I have this cone of linen. Dark blue. From Flandres. It is a cobweb weight and I want a top out of it to wear this Summer. But I don’t want to knit with cobweb weight. Luckily I’m smart: I will ‘navajo’ ply it while I knit it. This will tripple the thickness.
I made a swatch on needles 2,75mm. Washed, it, wacked it, stomped on it. Linen is strong, it can take it. As a matter of fact, the more you wear linen, the softer it gets.
This swatch revealed a beautiful sheen and is now soft enough to wear against the skin. All I have to do is remember it is kind of see through and pick a pattern.
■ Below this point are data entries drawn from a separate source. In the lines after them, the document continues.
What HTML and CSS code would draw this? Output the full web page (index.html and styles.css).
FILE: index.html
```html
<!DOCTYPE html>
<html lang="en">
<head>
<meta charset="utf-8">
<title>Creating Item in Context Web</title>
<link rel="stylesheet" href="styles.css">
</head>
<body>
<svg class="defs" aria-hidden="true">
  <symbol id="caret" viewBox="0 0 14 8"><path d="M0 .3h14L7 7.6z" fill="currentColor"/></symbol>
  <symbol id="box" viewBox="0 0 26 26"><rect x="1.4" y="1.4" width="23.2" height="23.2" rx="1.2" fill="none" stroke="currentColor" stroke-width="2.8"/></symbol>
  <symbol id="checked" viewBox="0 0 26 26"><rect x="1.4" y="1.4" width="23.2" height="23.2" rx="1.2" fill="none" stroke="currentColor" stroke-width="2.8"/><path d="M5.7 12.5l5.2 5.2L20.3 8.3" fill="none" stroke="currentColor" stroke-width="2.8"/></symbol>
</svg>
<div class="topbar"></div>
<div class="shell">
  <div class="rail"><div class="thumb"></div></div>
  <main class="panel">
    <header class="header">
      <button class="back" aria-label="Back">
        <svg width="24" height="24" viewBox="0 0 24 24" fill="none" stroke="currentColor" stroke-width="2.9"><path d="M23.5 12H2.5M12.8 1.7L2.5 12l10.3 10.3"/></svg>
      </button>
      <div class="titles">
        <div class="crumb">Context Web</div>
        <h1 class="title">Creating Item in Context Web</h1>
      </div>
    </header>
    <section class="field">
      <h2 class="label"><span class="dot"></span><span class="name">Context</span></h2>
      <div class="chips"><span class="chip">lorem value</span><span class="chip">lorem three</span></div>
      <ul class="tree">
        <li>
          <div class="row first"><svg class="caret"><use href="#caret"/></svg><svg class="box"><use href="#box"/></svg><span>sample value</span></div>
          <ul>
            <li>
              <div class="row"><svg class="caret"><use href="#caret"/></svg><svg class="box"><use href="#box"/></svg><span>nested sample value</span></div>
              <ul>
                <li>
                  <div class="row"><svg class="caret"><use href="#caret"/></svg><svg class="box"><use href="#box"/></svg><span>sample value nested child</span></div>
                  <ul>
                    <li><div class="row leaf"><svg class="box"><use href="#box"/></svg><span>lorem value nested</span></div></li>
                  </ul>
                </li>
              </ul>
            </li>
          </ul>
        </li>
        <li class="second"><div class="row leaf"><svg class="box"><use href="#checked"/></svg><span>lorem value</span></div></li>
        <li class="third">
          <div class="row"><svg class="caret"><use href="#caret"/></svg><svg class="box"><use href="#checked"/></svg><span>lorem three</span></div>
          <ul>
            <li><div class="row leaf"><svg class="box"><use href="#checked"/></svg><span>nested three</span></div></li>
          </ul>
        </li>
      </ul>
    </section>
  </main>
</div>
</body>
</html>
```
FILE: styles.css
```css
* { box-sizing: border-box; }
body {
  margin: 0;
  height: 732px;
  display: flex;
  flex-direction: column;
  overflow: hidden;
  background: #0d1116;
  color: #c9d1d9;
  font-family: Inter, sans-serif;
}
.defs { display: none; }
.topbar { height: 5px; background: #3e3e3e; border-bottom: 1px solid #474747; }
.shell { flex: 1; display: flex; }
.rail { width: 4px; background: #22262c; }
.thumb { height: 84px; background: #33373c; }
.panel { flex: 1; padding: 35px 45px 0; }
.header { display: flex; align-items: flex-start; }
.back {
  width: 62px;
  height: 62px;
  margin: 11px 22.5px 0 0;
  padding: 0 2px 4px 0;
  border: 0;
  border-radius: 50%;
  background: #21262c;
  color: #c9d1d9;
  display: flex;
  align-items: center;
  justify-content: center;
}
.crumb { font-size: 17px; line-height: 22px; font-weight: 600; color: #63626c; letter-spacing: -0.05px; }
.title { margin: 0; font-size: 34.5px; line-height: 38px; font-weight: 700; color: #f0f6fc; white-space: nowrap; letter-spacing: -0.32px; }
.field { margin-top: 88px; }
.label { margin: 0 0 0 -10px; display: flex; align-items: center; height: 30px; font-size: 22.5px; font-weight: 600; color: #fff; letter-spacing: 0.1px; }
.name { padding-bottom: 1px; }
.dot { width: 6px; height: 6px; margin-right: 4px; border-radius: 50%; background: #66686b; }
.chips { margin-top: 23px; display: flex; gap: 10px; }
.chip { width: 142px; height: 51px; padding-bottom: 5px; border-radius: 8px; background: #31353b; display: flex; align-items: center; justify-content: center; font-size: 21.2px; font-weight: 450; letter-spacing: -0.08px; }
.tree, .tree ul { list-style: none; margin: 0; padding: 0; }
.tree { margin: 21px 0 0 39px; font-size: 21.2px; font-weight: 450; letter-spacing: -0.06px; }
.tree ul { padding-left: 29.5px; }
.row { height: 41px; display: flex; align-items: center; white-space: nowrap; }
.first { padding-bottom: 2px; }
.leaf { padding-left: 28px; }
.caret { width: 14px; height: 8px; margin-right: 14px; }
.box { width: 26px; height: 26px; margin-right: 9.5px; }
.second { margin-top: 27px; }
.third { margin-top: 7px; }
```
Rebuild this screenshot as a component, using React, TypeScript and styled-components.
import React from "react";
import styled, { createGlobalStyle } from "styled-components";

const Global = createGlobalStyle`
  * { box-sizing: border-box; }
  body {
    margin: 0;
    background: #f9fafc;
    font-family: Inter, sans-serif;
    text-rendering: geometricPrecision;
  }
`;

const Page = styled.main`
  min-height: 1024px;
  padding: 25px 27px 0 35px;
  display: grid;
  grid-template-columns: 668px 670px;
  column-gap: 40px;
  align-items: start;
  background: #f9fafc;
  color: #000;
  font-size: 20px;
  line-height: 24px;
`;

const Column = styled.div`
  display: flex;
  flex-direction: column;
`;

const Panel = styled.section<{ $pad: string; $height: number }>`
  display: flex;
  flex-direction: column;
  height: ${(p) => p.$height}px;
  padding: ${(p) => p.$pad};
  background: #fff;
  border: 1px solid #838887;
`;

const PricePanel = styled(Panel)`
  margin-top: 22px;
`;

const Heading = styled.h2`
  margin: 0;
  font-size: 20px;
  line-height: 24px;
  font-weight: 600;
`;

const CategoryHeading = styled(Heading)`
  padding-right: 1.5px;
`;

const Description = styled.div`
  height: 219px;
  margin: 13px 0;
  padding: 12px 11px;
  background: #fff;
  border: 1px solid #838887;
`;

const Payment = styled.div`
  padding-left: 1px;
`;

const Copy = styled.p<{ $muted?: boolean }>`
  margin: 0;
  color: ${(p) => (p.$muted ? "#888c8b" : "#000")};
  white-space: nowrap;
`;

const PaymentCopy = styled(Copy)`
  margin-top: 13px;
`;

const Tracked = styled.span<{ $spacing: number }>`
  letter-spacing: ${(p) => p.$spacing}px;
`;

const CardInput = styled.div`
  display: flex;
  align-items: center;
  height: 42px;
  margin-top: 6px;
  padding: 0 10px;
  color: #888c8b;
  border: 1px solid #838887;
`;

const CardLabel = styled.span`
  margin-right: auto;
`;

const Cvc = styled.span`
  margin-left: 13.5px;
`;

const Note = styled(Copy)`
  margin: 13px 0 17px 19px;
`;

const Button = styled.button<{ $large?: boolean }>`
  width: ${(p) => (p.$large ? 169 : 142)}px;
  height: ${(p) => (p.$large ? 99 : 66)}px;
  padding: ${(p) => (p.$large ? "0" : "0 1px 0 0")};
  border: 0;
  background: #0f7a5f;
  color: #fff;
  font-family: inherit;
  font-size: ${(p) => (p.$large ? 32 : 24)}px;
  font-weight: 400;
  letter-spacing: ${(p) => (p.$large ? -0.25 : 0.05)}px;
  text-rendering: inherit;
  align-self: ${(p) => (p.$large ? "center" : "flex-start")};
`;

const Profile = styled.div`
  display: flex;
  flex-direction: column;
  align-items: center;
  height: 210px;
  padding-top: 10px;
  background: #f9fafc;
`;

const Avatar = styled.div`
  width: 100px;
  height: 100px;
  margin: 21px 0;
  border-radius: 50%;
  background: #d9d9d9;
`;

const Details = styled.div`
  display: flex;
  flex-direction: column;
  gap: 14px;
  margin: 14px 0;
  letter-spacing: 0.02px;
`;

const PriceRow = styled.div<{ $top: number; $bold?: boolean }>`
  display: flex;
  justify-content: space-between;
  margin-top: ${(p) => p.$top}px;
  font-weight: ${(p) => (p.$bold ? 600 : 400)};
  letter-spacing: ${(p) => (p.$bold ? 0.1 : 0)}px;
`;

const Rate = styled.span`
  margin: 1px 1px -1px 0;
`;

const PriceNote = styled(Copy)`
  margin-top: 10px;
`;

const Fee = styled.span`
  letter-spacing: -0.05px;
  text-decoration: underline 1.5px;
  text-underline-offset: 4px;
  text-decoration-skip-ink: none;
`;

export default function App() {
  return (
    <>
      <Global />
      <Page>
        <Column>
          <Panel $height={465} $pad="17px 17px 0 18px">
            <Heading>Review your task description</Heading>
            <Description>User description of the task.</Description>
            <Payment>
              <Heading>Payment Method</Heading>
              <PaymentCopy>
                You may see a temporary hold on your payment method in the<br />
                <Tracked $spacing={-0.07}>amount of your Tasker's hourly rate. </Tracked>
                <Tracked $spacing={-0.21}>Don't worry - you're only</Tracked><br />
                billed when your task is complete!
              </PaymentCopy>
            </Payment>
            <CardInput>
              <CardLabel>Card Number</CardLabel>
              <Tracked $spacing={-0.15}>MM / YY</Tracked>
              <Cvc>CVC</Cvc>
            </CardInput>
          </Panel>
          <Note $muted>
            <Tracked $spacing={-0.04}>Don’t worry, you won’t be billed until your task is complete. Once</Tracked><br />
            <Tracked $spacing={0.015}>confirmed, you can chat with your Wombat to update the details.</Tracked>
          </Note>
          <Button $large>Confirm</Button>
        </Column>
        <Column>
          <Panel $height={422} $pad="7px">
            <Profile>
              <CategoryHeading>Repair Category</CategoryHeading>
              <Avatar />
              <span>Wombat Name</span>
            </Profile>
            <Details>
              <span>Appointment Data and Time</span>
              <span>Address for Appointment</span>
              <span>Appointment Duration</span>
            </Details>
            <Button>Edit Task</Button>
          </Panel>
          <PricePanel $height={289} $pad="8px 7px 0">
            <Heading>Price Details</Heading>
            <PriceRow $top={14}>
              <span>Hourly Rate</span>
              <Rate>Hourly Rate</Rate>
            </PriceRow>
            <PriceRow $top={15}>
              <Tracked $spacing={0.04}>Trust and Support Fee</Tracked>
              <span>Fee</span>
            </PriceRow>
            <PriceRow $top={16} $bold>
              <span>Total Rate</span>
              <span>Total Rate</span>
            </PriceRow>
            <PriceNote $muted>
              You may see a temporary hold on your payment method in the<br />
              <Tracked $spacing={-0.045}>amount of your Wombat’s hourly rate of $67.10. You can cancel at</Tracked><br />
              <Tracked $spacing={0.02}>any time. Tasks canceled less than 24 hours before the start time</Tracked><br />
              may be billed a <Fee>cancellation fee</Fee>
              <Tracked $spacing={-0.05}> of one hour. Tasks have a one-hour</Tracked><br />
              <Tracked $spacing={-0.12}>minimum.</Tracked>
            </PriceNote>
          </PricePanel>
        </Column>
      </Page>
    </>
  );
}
If only it didn’t skew…. which it does. This linen has bias. I washed it again, tugged at it, ironed it but still:
This is as straight as it gets.
It is caused by the way flax grows. Flax is the tall ‘grass’ that supplies the fibre for linen. Because it is so tall and thin it twists the fibers in its stem while growing it. Twist gives strength, ask any spinner. Traditionally flax fibres are spun to only one side, to honour this inherent twist and strength. That is also why linen is often a one ply. As is this cone of yarn. And that is why it slants.
Ok. Nothing a smart knitter cannot find a solution to. I’ll just think of a pattern that uses this bias to its advantage… Something like:
An asymmetrical top that starts at the left shoulder, works its way down, skewing all it wants, even increasing stitches at the left side seam and decreasing some at the right to make it even more asymmetrical. Then make it into a point at the bottom right. Just where all the bias wants to go anyway.
Then emphasize that it is asymmetrical by giving the right shoulder band a different texture: woven or braided linen. It looks in the sketch like I’ve got a viking woman’s hair braid but that’s the shoulder strap. (Hey, it was quite difficult to sketch with those hands. And missing breasts. And no pants. And a squirrel hat!)
Right, that’s the front part of my top figured out.
Now it needs a back.
The linnen will bias so I cannot knit the pattern of the front top down like I would with wool because it will slant the other way. So I could work in the opposite direction: from bottom to top? Or could I just make two identical pieces and put them right side to wrong side so I have reverse stockinette show at the back?
No wait. Reverse stockinette!
If I knit the whole back piece in reverse stockinette it will bias the other way! Right? Right! I can use the pattern as is: shoulder band, increase, make it into a point. Easypeasy! Let’s swatch!
How can it not slant the other way? I knitted reverse stockinette! If I knit like this the back will still slant the wrong way… ???
No really! Why does it slant in the same direction as the stockinette swatch at the bottom?
Yeah you, with the squirrel hat and the funny thumbs!
Remind us, what’s the difference between stockinette stitch and reverse stockinette stitch when you’re knitting flat?
You áre dumber than linen.
How tight ís that hat of yours, anyway?